The shifting global markets are affecting the world’s leading LNG player, Qatar. Doha is defending its Asian LNG markets against the rise of new competition from Australia and the US. Australia seems to be the bigger threat for now, as it has seven operating LNG developments and three more under construction.
These are physically closer to Asian customers than the US plants, thus lowering shipping costs. Australia could be exporting 10 bcf/d ( around 70 Mtpa) by 2020, almost equaling Qatar. Qatar has no plans for new LNG trains, (which had a utilisation capacity of 101% of nameplate in 2015), and new gas is likely to go to meet rising domestic demand. To meet this, Qatar is prioritising the Barzan project (North Field gas development) to increase production aimed for domestic use. It is expected to come online by this year. However, Qatar does have the ability to add around 10 Mtpa to LNG export capacity by de-bottlenecking.
Qatar, Saudi Arabia and Iran are expected to remain the largest gas producers in the Middle East through to 2030. Iran is likely to offer the most competitive gas supplies from the three large producers, but it is essential that it be able to maintain its gas exports to gain credibility in the region, which it could accomplish with its planned pipeline exports to Oman and its commitments of gas supply to a Baghdad power station, and plans to increase exports to Iraq by 0.9 bcf/d, to a total of 1.6 bcf/d by 2017, to meet gas demand in Basra.
Iran is also considering pipeline exports to Kuwait (0.3 bcf/d to 0.5 bcf/d); and to the UAE (0.6 bcf/d to 1.5 bcf/d), but this will depend on successful political negotiations; however, it is relevant to note that routes for the Iran-Oman pipeline have been changed to avoid UAE waters.
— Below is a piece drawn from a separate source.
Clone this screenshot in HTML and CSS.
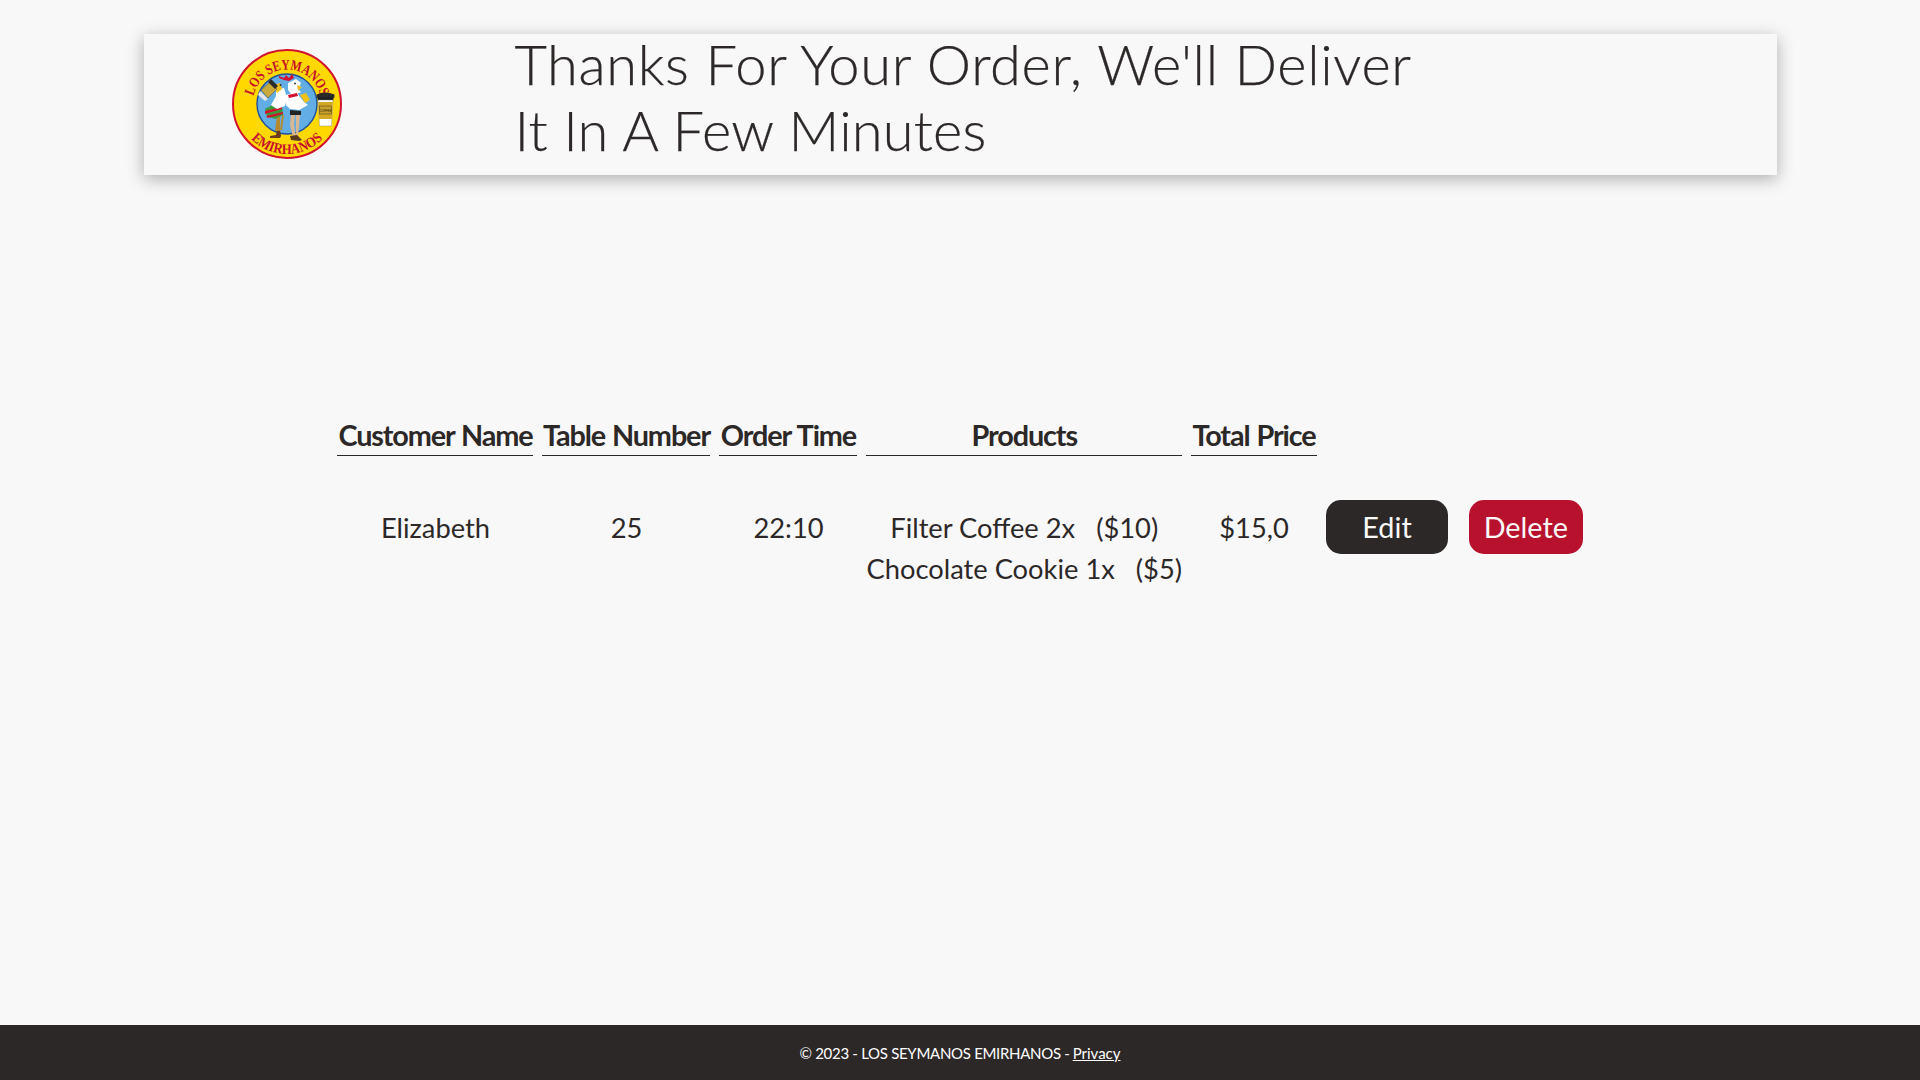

Qamar Energy forecasts that gas production in Iraq will reach 3.4 bcf/d in 2020, but demand would be much higher, at 5 bcf/d, thus requiring increased imports to meet demand driven by the power sector. Iraq’s own LNG export plans appear, therefore, very much on the back burner.
Qamar also sees the Eastern Mediterranean having a significant export potential (more than 10 Mtpa), depending on the chosen export route, politics and exploration results.